I had dinner with Richard Branson!

Ok it wasn’t just me and Sir Richard and it was a few years back – 2005 to be exact. But it was an intimate gathering and we each had an opportunity to chat and ask questions. Like everyone else in the restaurant, I was in awe.

He was, as you would expect — friendly and chatty. We were all small business owners, and he showed an encouraging amount of interest in our issues, problems and questions and provided sound advice to us individually, and as a group.

Inevitably with a meeting like this, the topic of conversation turned to Leadership (note the capital L). We were mesmerised when he spoke of his friendship with Nelson Mandela and the conversations they were having about Leadership (imagine being a fly on that wall!). He talked of their desire to form a group of Elders of the World; mentioning Mandela and Desmond Tutu, among others.

True to his word, alongside Mandela, Tutu and Peter Gabriel, The Elders came into being in 2007. The Elders are an impressive line-up of world leaders. Their current Chair is Mary Robinson, the first female President of Ireland. They work tirelessly to overcome inequality, exclusion and injustice.

Nelson Mandela’s vision for the organisation was – ‘an independent and robust force for good’.
That evening, Branson spoke of his concern for the world when these great leaders are no longer here. Who will we have to look up to? Who will we aspire to? Who will inspire us?

When Mandela passed away Branson said “We have lost not only a great man; the world has lost one of its greatest leaders.
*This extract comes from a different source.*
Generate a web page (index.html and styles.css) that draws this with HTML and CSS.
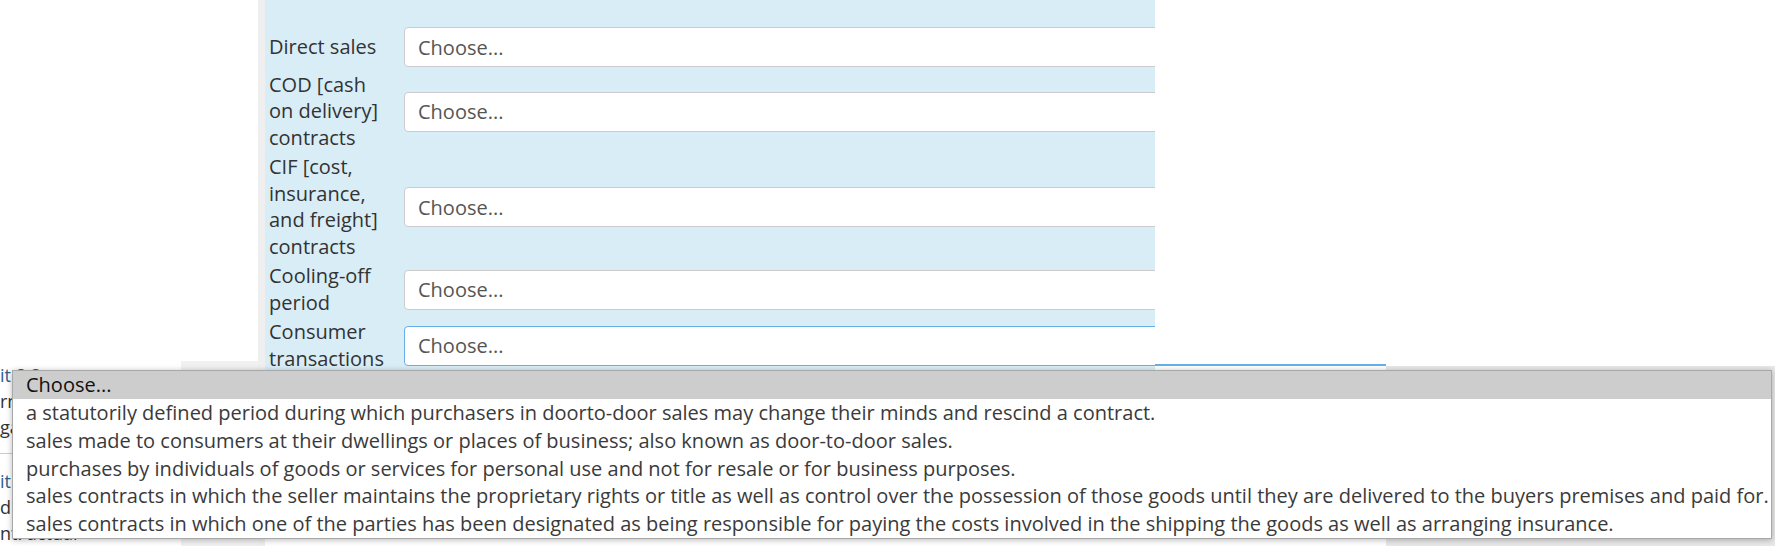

He has shown us what can be achieved by leading with integrity and empathy and the desire to help others. The act of forgiveness that Mandela gave his own captors, who held him in prison for twenty-seven years, will be remembered forever”.

On that night in 2005, Sir Richard lamented the fact that there were very few inspiring leaders coming through. In that moment we had not heard of Obama and  Jacinda Adern was yet to enter politics., The young royals, were still too young to be discussed in leadership terms and we had not been introduced to the fierce brilliance of Emma Gonzales or Malala Yousafzai.

I trust that Sir Richard now recognises the value these people bring, as they rise in many corners of the world, and feels confident that the future really is in great hands.